• TO BE DONE
Locate the word "index" in the data below, then copy every line that holds it.

• PROVIDED DATA
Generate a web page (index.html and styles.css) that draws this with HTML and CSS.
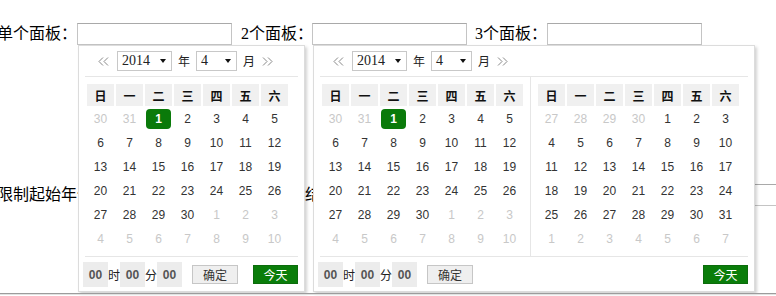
FILE: index.html
```html
<!DOCTYPE html>
<html lang="zh-CN">
<head>
<meta charset="utf-8">
<title>日期面板</title>
<link rel="stylesheet" href="styles.css">
</head>
<body>
<div class="page">
  <div class="row r1">
    <span class="lbl lbl-a">单个面板：</span>
    <span class="field">
      <input class="ipt" type="text">
      <div class="dp dp-one">
        <div class="dp-head">
          <svg class="arr" width="11" height="9" viewBox="0 0 11 9"><path d="M5 0.5 L1 4.5 L5 8.5 M10 0.5 L6 4.5 L10 8.5" fill="none" stroke="#888" stroke-width="1"/></svg>
          <span class="sel sel-y">2014<i class="tri"></i></span>
          <span class="hz">年</span>
          <span class="sel sel-m">4<i class="tri"></i></span>
          <span class="hz">月</span>
          <svg class="arr" width="11" height="9" viewBox="0 0 11 9"><path d="M1 0.5 L5 4.5 L1 8.5 M6 0.5 L10 4.5 L6 8.5" fill="none" stroke="#888" stroke-width="1"/></svg>
        </div>
        <div class="dp-body">
          <div class="panel panel-single">
            <div class="days">
              <b>日</b><b>一</b><b>二</b><b>三</b><b>四</b><b>五</b><b>六</b>
              <span class="o">30</span><span class="o">31</span><span class="on"><em>1</em></span><span>2</span><span>3</span><span>4</span><span>5</span>
              <span>6</span><span>7</span><span>8</span><span>9</span><span>10</span><span>11</span><span>12</span>
              <span>13</span><span>14</span><span>15</span><span>16</span><span>17</span><span>18</span><span>19</span>
              <span>20</span><span>21</span><span>22</span><span>23</span><span>24</span><span>25</span><span>26</span>
              <span>27</span><span>28</span><span>29</span><span>30</span><span class="o">1</span><span class="o">2</span><span class="o">3</span>
              <span class="o">4</span><span class="o">5</span><span class="o">6</span><span class="o">7</span><span class="o">8</span><span class="o">9</span><span class="o">10</span>
            </div>
          </div>
        </div>
        <div class="dp-foot">
          <span class="tbox">00</span><span class="tu">时</span><span class="tbox">00</span><span class="tu">分</span><span class="tbox">00</span>
          <span class="btn ok">确定</span>
          <span class="btn today">今天</span>
        </div>
      </div>
    </span>
    <span class="lbl lbl-b">2个面板：</span>
    <span class="field">
      <input class="ipt" type="text">
      <div class="dp dp-two">
        <div class="dp-head">
          <svg class="arr" width="11" height="9" viewBox="0 0 11 9"><path d="M5 0.5 L1 4.5 L5 8.5 M10 0.5 L6 4.5 L10 8.5" fill="none" stroke="#888" stroke-width="1"/></svg>
          <span class="sel sel-y">2014<i class="tri"></i></span>
          <span class="hz">年</span>
          <span class="sel sel-m">4<i class="tri"></i></span>
          <span class="hz">月</span>
          <svg class="arr" width="11" height="9" viewBox="0 0 11 9"><path d="M1 0.5 L5 4.5 L1 8.5 M6 0.5 L10 4.5 L6 8.5" fill="none" stroke="#888" stroke-width="1"/></svg>
        </div>
        <div class="dp-body">
          <div class="panel panel-left">
            <div class="days">
              <b>日</b><b>一</b><b>二</b><b>三</b><b>四</b><b>五</b><b>六</b>
              <span class="o">30</span><span class="o">31</span><span class="on"><em>1</em></span><span>2</span><span>3</span><span>4</span><span>5</span>
              <span>6</span><span>7</span><span>8</span><span>9</span><span>10</span><span>11</span><span>12</span>
              <span>13</span><span>14</span><span>15</span><span>16</span><span>17</span><span>18</span><span>19</span>
              <span>20</span><span>21</span><span>22</span><span>23</span><span>24</span><span>25</span><span>26</span>
              <span>27</span><span>28</span><span>29</span><span>30</span><span class="o">1</span><span class="o">2</span><span class="o">3</span>
              <span class="o">4</span><span class="o">5</span><span class="o">6</span><span class="o">7</span><span class="o">8</span><span class="o">9</span><span class="o">10</span>
            </div>
          </div>
          <div class="panel panel-right">
            <div class="days">
              <b>日</b><b>一</b><b>二</b><b>三</b><b>四</b><b>五</b><b>六</b>
              <span class="o">27</span><span class="o">28</span><span class="o">29</span><span class="o">30</span><span>1</span><span>2</span><span>3</span>
              <span>4</span><span>5</span><span>6</span><span>7</span><span>8</span><span>9</span><span>10</span>
              <span>11</span><span>12</span><span>13</span><span>14</span><span>15</span><span>16</span><span>17</span>
              <span>18</span><span>19</span><span>20</span><span>21</span><span>22</span><span>23</span><span>24</span>
              <span>25</span><span>26</span><span>27</span><span>28</span><span>29</span><span>30</span><span>31</span>
              <span class="o">1</span><span class="o">2</span><span class="o">3</span><span class="o">4</span><span class="o">5</span><span class="o">6</span><span class="o">7</span>
            </div>
          </div>
        </div>
        <div class="dp-foot">
          <span class="tbox">00</span><span class="tu">时</span><span class="tbox">00</span><span class="tu">分</span><span class="tbox">00</span>
          <span class="btn ok">确定</span>
          <span class="btn today">今天</span>
        </div>
      </div>
    </span>
    <span class="lbl lbl-c">3个面板：</span>
    <span class="field"><input class="ipt" type="text"></span>
  </div>

  <div class="row r2">
    <span class="lbl lbl-d">限制起始年份：</span>
    <span class="field"><input class="ipt" type="text"></span>
    <span class="lbl lbl-e">结束年份：</span>
    <span class="field"><input class="ipt" type="text"></span>
    <span class="lbl lbl-f">限制月份：</span>
    <span class="field"><input class="ipt ipt-wide" type="text"></span>
  </div>

  <div class="rule"></div>
</div>
</body>
</html>
```

FILE: styles.css
```css
html, body {
  margin: 0;
  padding: 0;
  background: #fff;
  overflow: hidden;
}
body {
  width: 776px;
  height: 296px;
  font-family: "Liberation Serif", "Noto Sans CJK SC", serif;
  font-size: 16px;
  color: #000;
}
.page {
  position: relative;
  height: 296px;
  overflow: hidden;
}
.row {
  display: flex;
  align-items: center;
  height: 22px;
  white-space: nowrap;
  margin-left: -3px;
}
.r1 { margin-top: 23px; }
.r2 { margin-top: 139px; }

.lbl {
  display: inline-block;
  line-height: 22px;
  flex: none;
}
.lbl-a { width: 80px; }
.lbl-b { width: 71px; margin-left: 9px; }
.lbl-c { width: 72px; margin-left: 8px; }
.lbl-d { width: 112px; }
.lbl-e { width: 80px; margin-left: 41px; }
.lbl-f { width: 80px; margin-left: 8px; }

.field {
  position: relative;
  flex: none;
  display: block;
  height: 22px;
}
.ipt {
  box-sizing: border-box;
  width: 155px;
  height: 22px;
  margin: 0;
  padding: 0 3px;
  border: 1px solid #c4c4c4;
  border-top-color: #a9a9a9;
  background: #fff;
  display: block;
  outline: none;
}
.ipt-wide { width: 220px; }

/* ---------- date picker ---------- */
.dp {
  position: absolute;
  top: 22px;
  left: 1px;
  z-index: 5;
  background: #fff;
  border: 1px solid #dcdcdc;
  box-shadow: 2px 2px 3px rgba(0, 0, 0, 0.18);
  font-family: "Liberation Sans", "Noto Sans CJK SC", sans-serif;
  color: #333;
}
.dp-one { width: 225px; }
.dp-two { width: 440px; }

.dp-head {
  display: flex;
  align-items: center;
  height: 30px;
  margin: 0 6px;
  padding-left: 13px;
  border-bottom: 1px solid #e6e6e6;
}
.arr { display: block; flex: none; }
.sel {
  position: relative;
  box-sizing: border-box;
  height: 20px;
  border: 1px solid #c8c8c8;
  font-family: "Liberation Serif", serif;
  font-size: 14px;
  line-height: 18px;
  color: #222;
  padding-left: 4px;
  margin-left: 8px;
}
.sel-y { width: 55px; }
.sel-m { width: 41px; }
.tri {
  position: absolute;
  right: 5px;
  top: 7px;
  width: 0;
  height: 0;
  border-left: 3.5px solid transparent;
  border-right: 3.5px solid transparent;
  border-top: 4px solid #111;
}
.hz {
  font-family: "Noto Sans CJK SC", sans-serif;
  font-size: 12px;
  color: #222;
  margin-left: 6px;
  line-height: 20px;
}
.hz + .arr { margin-left: 7px; }
.hz + .sel { margin-left: 6px; }

.dp-body {
  display: flex;
  margin: 0 6px;
  padding: 7px 0 6px;
  border-bottom: 1px solid #e6e6e6;
}
.panel { padding-left: 2px; }
.panel-single { padding-right: 10px; }
.panel-left {
  padding-right: 8px;
  border-right: 1px solid #e6e6e6;
  margin-top: -7px;
  padding-top: 7px;
  margin-bottom: -6px;
  padding-bottom: 6px;
}
.panel-right { padding-left: 7px; }

.days {
  display: grid;
  grid-template-columns: repeat(7, 27px);
  grid-template-rows: 22px repeat(6, 24px);
  column-gap: 2px;
  row-gap: 0;
  width: 200px;
}
.days b {
  display: flex;
  align-items: center;
  justify-content: center;
  background: #f0f0f0;
  font-family: "Noto Sans CJK SC", sans-serif;
  font-size: 12px;
  font-weight: 700;
  color: #111;
  margin-bottom: 1px;
}
.days b { height: 22px; }
.days span {
  display: flex;
  align-items: center;
  justify-content: center;
  font-size: 12px;
  color: #333;
}
.days b ~ span:nth-child(n+8) { margin-top: 1px; }
.days span.o { color: #c8c8c8; }
.days span.on em {
  display: flex;
  align-items: center;
  justify-content: center;
  width: 25px;
  height: 20px;
  border-radius: 4px;
  background: #0a7a0a;
  color: #fff;
  font-style: normal;
  font-weight: 700;
}

.dp-foot {
  display: flex;
  align-items: center;
  padding: 5px 6px 4px 4px;
}
.tbox {
  width: 25px;
  height: 25px;
  background: #ececec;
  color: #555;
  font-size: 12px;
  font-weight: 700;
  display: flex;
  align-items: center;
  justify-content: center;
}
.tu {
  width: 12px;
  font-family: "Noto Sans CJK SC", sans-serif;
  font-size: 12px;
  color: #222;
  text-align: center;
}
.btn {
  box-sizing: border-box;
  height: 19px;
  display: flex;
  align-items: center;
  justify-content: center;
  font-family: "Noto Sans CJK SC", sans-serif;
  font-size: 12px;
}
.ok {
  width: 46px;
  margin-left: 10px;
  background: #efefef;
  border: 1px solid #c6c6c6;
  color: #333;
}
.today {
  width: 45px;
  margin-left: auto;
  background: #0a7d0a;
  border: 1px solid #0c6c0c;
  color: #fff;
}

.rule {
  position: absolute;
  left: 0;
  right: 0;
  top: 293px;
  height: 0;
  border-top: 1px solid #9c9c9c;
  border-bottom: 1px solid #e2e2e2;
  z-index: 10;
}
```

• TASK SOLUTION
Generate a web page (index.html and styles.css) that draws this with HTML and CSS.
FILE: index.html
  z-index: 5;
  z-index: 10;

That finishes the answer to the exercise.